**Exercise**:
With the pictures left out, copy the listing below exactly.

**Material provided**:
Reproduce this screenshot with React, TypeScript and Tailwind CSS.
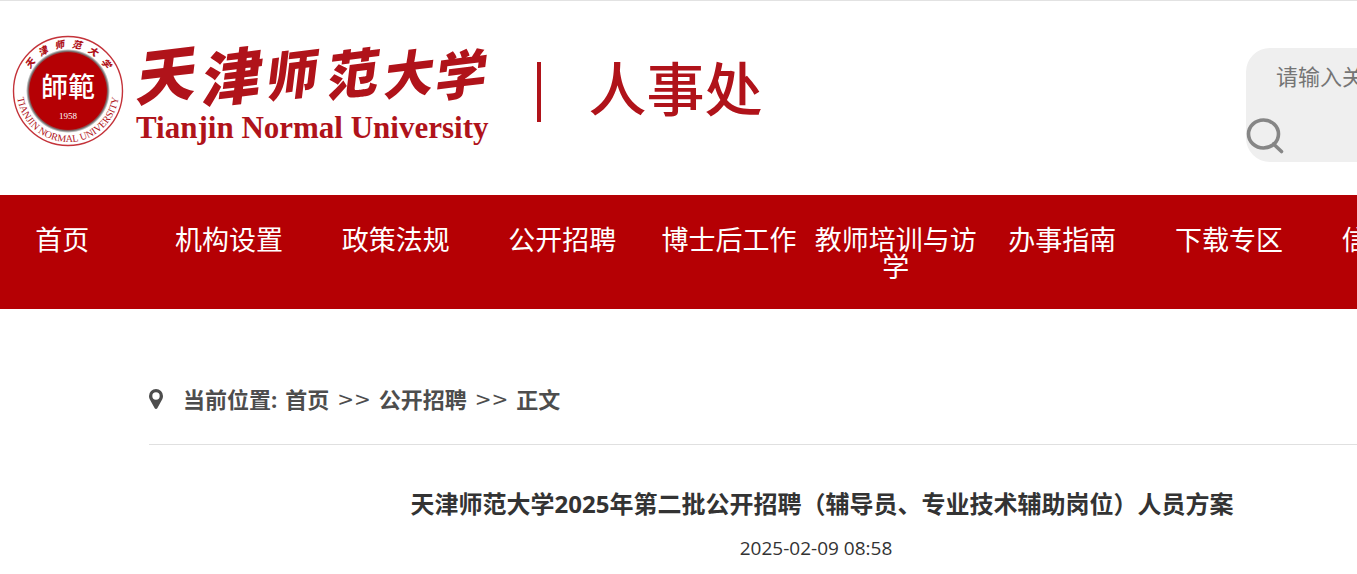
import type { FC } from "react";

const NAV_ITEMS = [
  "首页",
  "机构设置",
  "政策法规",
  "公开招聘",
  "博士后工作",
  "教师培训与访学",
  "办事指南",
  "下载专区",
  "信息公开",
];

// brush lettering is uneven, so each character has its own centre and size
const WORDMARK = [
  { char: "天", x: 26, y: 63, size: 60 },
  { char: "津", x: 91, y: 65, size: 60 },
  { char: "师", x: 152, y: 60, size: 52 },
  { char: "范", x: 213, y: 59, size: 52 },
  { char: "大", x: 269, y: 58, size: 50 },
  { char: "学", x: 321, y: 60, size: 52 },
];

const Seal: FC = () => (
  <svg viewBox="0 0 112 112" className="h-28 w-28 shrink-0" role="img" aria-label="校徽">
    <defs>
      <path id="seal-top" d="M12.5 56 A43.5 43.5 0 0 1 99.5 56" />
      <path id="seal-bottom" d="M6 46 A51 51 0 1 0 106 46" />
      <radialGradient id="seal-edge">
        <stop offset="91%" stopColor="#b50004" />
        <stop offset="95%" stopColor="#777777" />
        <stop offset="100%" stopColor="#ffffff" />
      </radialGradient>
    </defs>
    <circle cx="56" cy="56" r="54.5" fill="#fff" stroke="#c4333a" strokeWidth="1.4" />
    <circle cx="56" cy="56" r="42" fill="url(#seal-edge)" />
    <circle cx="56" cy="56" r="38.5" fill="#b50004" />
    <g fill="#b0131a" textAnchor="middle">
      <text fontSize="9.5" fontWeight="900" fontStyle="italic" fontFamily="'Noto Sans CJK SC', sans-serif">
        {["天", "津", "师", "范", "大", "学"].map((char, i) => (
          <textPath key={char} href="#seal-top" startOffset={`${20 + i * 12}%`}>
            {char}
          </textPath>
        ))}
      </text>
      <text fontSize="10" fontFamily="'Liberation Serif', serif">
        <textPath href="#seal-bottom" startOffset="50%">
          TIANJIN NORMAL UNIVERSITY
        </textPath>
      </text>
    </g>
    <g fill="#fff" textAnchor="middle">
      <text x="56" y="62" fontSize="27" fontWeight="500" fontFamily="'Noto Sans CJK TC', sans-serif">
        師範
      </text>
      <text x="56" y="84" fontSize="9" fontFamily="'Liberation Serif', serif">
        1958
      </text>
    </g>
  </svg>
);

const Wordmark: FC = () => (
  <svg viewBox="0 0 350 77" className="h-[77px] w-[350px] overflow-visible" fill="currentColor">
    {WORDMARK.map(({ char, x, y, size }) => (
      <text
        key={char}
        x={x}
        y={y}
        fontSize={size}
        fontWeight="900"
        fontStyle="italic"
        textAnchor="middle"
        fontFamily="'Noto Sans CJK SC', sans-serif"
        transform={`rotate(-7 ${x} 40)`}
      >
        {char}
      </text>
    ))}
  </svg>
);

const SearchIcon: FC = () => (
  <svg viewBox="0 0 38 38" className="h-[38px] w-[38px]" fill="none" stroke="#868686" strokeWidth="3.6">
    <ellipse cx="17.5" cy="16" rx="15" ry="14" />
    <path d="M27.5 26 35.500 33.500" strokeLinecap="round" />
  </svg>
);

const PinIcon: FC = () => (
  <svg viewBox="0 0 14 20" className="h-5 w-3.5" fill="#4d4d4d">
    <path
      fillRule="evenodd"
      d="M7 0a7 7 0 0 1 7 7c0 1.200-.2 2.100-.6 3L8.300 19.200a1.500 1.500 0 0 1-2.600 0L.6 10C.2 9.100 0 8.200 0 7a7 7 0 0 1 7-7Zm0 3.300a3.700 3.700 0 1 0 0 7.400 3.700 3.700 0 0 0 0-7.400Z"
    />
  </svg>
);

const Separator: FC = () => (
  <span className="font-['DejaVu_Sans'] text-xl leading-6 font-normal" aria-hidden="true">
    &gt;&gt;
  </span>
);

const Header: FC = () => (
  <header className="flex items-start border-t border-[#e2e2e2] pb-[33px]">
    <a href="#" className="flex shrink-0 items-start pt-[34px] pl-3 text-[#b0131a]">
      <Seal />
      <div className="ml-3">
        <Wordmark />
        <div className="font-['Liberation_Serif',serif] text-[31px] leading-8 font-bold whitespace-nowrap">
          Tianjin Normal University
        </div>
      </div>
      <div className="mt-[27px] ml-12 h-[60px] w-1 bg-current" />
      <div className="mt-[17px] ml-12 font-['Noto_Sans_CJK_SC',sans-serif] text-[58px] leading-[68px] font-medium">
        人事处
      </div>
    </a>
    <form
      className="mt-[47px] -mr-36 ml-auto h-[114px] w-[255px] shrink-0 rounded-3xl bg-[#efefef]"
      onSubmit={(e) => e.preventDefault()}
    >
      <input
        type="text"
        aria-label="请输入关键字"
        placeholder="请输入关键字"
        className="block h-14 w-full bg-transparent pl-[30px] text-[22px] outline-none placeholder:text-[#757575]"
      />
      <button type="submit" aria-label="搜索" className="mt-3.5 block">
        <SearchIcon />
      </button>
    </form>
  </header>
);

const NavBar: FC = () => (
  <nav className="bg-[#b50004] pt-[31px] pb-[29px]">
    <ul className="-ml-[21px] grid w-[1500px] grid-cols-9">
      {NAV_ITEMS.map((item) => (
        <li key={item} className="text-center text-[27px] leading-[27px] text-white">
          <a href="#" className="block">
            {item}
          </a>
        </li>
      ))}
    </ul>
  </nav>
);

export default function App() {
  return (
    <div className="min-h-screen overflow-hidden bg-white font-['Open_Sans','Noto_Sans_CJK_SC',sans-serif]">
      <Header />
      <NavBar />
      <main className="-mr-[138px] ml-[149px]">
        <div className="flex items-center gap-2 border-b border-[#e0e0e0] pt-[74px] pb-[29px] text-[22px] leading-8 font-bold text-[#4d4d4d]">
          <PinIcon />
          <span className="ml-3">当前位置:</span>
          <a href="#">首页</a>
          <Separator />
          <a href="#">公开招聘</a>
          <Separator />
          <span>正文</span>
        </div>
        <article className="text-center text-[#333]">
          <h1 className="mt-[39px] text-2xl leading-10 font-bold">
            天津师范大学2025年第二批公开招聘（辅导员、专业技术辅助岗位）人员方案
          </h1>
          <p className="mt-2 pr-3 text-[19px] leading-8">2025-02-09 08:58</p>
        </article>
      </main>
    </div>
  );
}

**Solution to this exercise**:
Reproduce this screenshot with React, TypeScript and Tailwind CSS.
import type { FC } from "react";

const NAV_ITEMS = [
  "首页",
  "机构设置",
  "政策法规",
  "公开招聘",
  "博士后工作",
  "教师培训与访学",
  "办事指南",
  "下载专区",
  "信息公开",
];

// brush lettering is uneven, so each character has its own centre and size
const WORDMARK = [
  { char: "天", x: 26, y: 63, size: 60 },
  { char: "津", x: 91, y: 65, size: 60 },
  { char: "师", x: 152, y: 60, size: 52 },
  { char: "范", x: 213, y: 59, size: 52 },
  { char: "大", x: 269, y: 58, size: 50 },
  { char: "学", x: 321, y: 60, size: 52 },
];

const Seal: FC = () => (
  <svg viewBox="0 0 112 112" className="h-28 w-28 shrink-0" role="img" aria-label="校徽">
    <defs>
      <path id="seal-top" d="M12.5 56 A43.5 43.5 0 0 1 99.5 56" />
      <path id="seal-bottom" d="M6 46 A51 51 0 1 0 106 46" />
      <radialGradient id="seal-edge">
        <stop offset="91%" stopColor="#b50004" />
        <stop offset="95%" stopColor="#777777" />
        <stop offset="100%" stopColor="#ffffff" />
      </radialGradient>
    </defs>
    <circle cx="56" cy="56" r="54.5" fill="#fff" stroke="#c4333a" strokeWidth="1.4" />
    <circle cx="56" cy="56" r="42" fill="url(#seal-edge)" />
    <circle cx="56" cy="56" r="38.5" fill="#b50004" />
    <g fill="#b0131a" textAnchor="middle">
      <text fontSize="9.5" fontWeight="900" fontStyle="italic" fontFamily="'Noto Sans CJK SC', sans-serif">
        {["天", "津", "师", "范", "大", "学"].map((char, i) => (
          <textPath key={char} href="#seal-top" startOffset={`${20 + i * 12}%`}>
            {char}
          </textPath>
        ))}
      </text>
      <text fontSize="10" fontFamily="'Liberation Serif', serif">
        <textPath href="#seal-bottom" startOffset="50%">
          TIANJIN NORMAL UNIVERSITY
        </textPath>
      </text>
    </g>
    <g fill="#fff" textAnchor="middle">
      <text x="56" y="62" fontSize="27" fontWeight="500" fontFamily="'Noto Sans CJK TC', sans-serif">
        師範
      </text>
      <text x="56" y="84" fontSize="9" fontFamily="'Liberation Serif', serif">
        1958
      </text>
    </g>
  </svg>
);

const Wordmark: FC = () => (
  <svg viewBox="0 0 350 77" className="h-[77px] w-[350px] overflow-visible" fill="currentColor">
    {WORDMARK.map(({ char, x, y, size }) => (
      <text
        key={char}
        x={x}
        y={y}
        fontSize={size}
        fontWeight="900"
        fontStyle="italic"
        textAnchor="middle"
        fontFamily="'Noto Sans CJK SC', sans-serif"
        transform={`rotate(-7 ${x} 40)`}
      >
        {char}
      </text>
    ))}
  </svg>
);

const SearchIcon: FC = () => (
  <svg viewBox="0 0 38 38" className="h-[38px] w-[38px]" fill="none" stroke="#868686" strokeWidth="3.6">
    <ellipse cx="17.5" cy="16" rx="15" ry="14" />
    <path d="M27.5 26 35.500 33.500" strokeLinecap="round" />
  </svg>
);

const PinIcon: FC = () => (
  <svg viewBox="0 0 14 20" className="h-5 w-3.5" fill="#4d4d4d">
    <path
      fillRule="evenodd"
      d="M7 0a7 7 0 0 1 7 7c0 1.200-.2 2.100-.6 3L8.300 19.200a1.500 1.500 0 0 1-2.600 0L.6 10C.2 9.100 0 8.200 0 7a7 7 0 0 1 7-7Zm0 3.300a3.700 3.700 0 1 0 0 7.400 3.700 3.700 0 0 0 0-7.400Z"
    />
  </svg>
);

const Separator: FC = () => (
  <span className="font-['DejaVu_Sans'] text-xl leading-6 font-normal" aria-hidden="true">
    &gt;&gt;
  </span>
);

const Header: FC = () => (
  <header className="flex items-start border-t border-[#e2e2e2] pb-[33px]">
    <a href="#" className="flex shrink-0 items-start pt-[34px] pl-3 text-[#b0131a]">
      <Seal />
      <div className="ml-3">
        <Wordmark />
        <div className="font-['Liberation_Serif',serif] text-[31px] leading-8 font-bold whitespace-nowrap">
          Tianjin Normal University
        </div>
      </div>
      <div className="mt-[27px] ml-12 h-[60px] w-1 bg-current" />
      <div className="mt-[17px] ml-12 font-['Noto_Sans_CJK_SC',sans-serif] text-[58px] leading-[68px] font-medium">
        人事处
      </div>
    </a>
    <form
      className="mt-[47px] -mr-36 ml-auto h-[114px] w-[255px] shrink-0 rounded-3xl bg-[#efefef]"
      onSubmit={(e) => e.preventDefault()}
    >
      <input
        type="text"
        aria-label="请输入关键字"
        placeholder="请输入关键字"
        className="block h-14 w-full bg-transparent pl-[30px] text-[22px] outline-none placeholder:text-[#757575]"
      />
      <button type="submit" aria-label="搜索" className="mt-3.5 block">
        <SearchIcon />
      </button>
    </form>
  </header>
);

const NavBar: FC = () => (
  <nav className="bg-[#b50004] pt-[31px] pb-[29px]">
    <ul className="-ml-[21px] grid w-[1500px] grid-cols-9">
      {NAV_ITEMS.map((item) => (
        <li key={item} className="text-center text-[27px] leading-[27px] text-white">
          <a href="#" className="block">
            {item}
          </a>
        </li>
      ))}
    </ul>
  </nav>
);

export default function App() {
  return (
    <div className="min-h-screen overflow-hidden bg-white font-['Open_Sans','Noto_Sans_CJK_SC',sans-serif]">
      <Header />
      <NavBar />
      <main className="-mr-[138px] ml-[149px]">
        <div className="flex items-center gap-2 border-b border-[#e0e0e0] pt-[74px] pb-[29px] text-[22px] leading-8 font-bold text-[#4d4d4d]">
          <PinIcon />
          <span className="ml-3">当前位置:</span>
          <a href="#">首页</a>
          <Separator />
          <a href="#">公开招聘</a>
          <Separator />
          <span>正文</span>
        </div>
        <article className="text-center text-[#333]">
          <h1 className="mt-[39px] text-2xl leading-10 font-bold">
            天津师范大学2025年第二批公开招聘（辅导员、专业技术辅助岗位）人员方案
          </h1>
          <p className="mt-2 pr-3 text-[19px] leading-8">2025-02-09 08:58</p>
        </article>
      </main>
    </div>
  );
}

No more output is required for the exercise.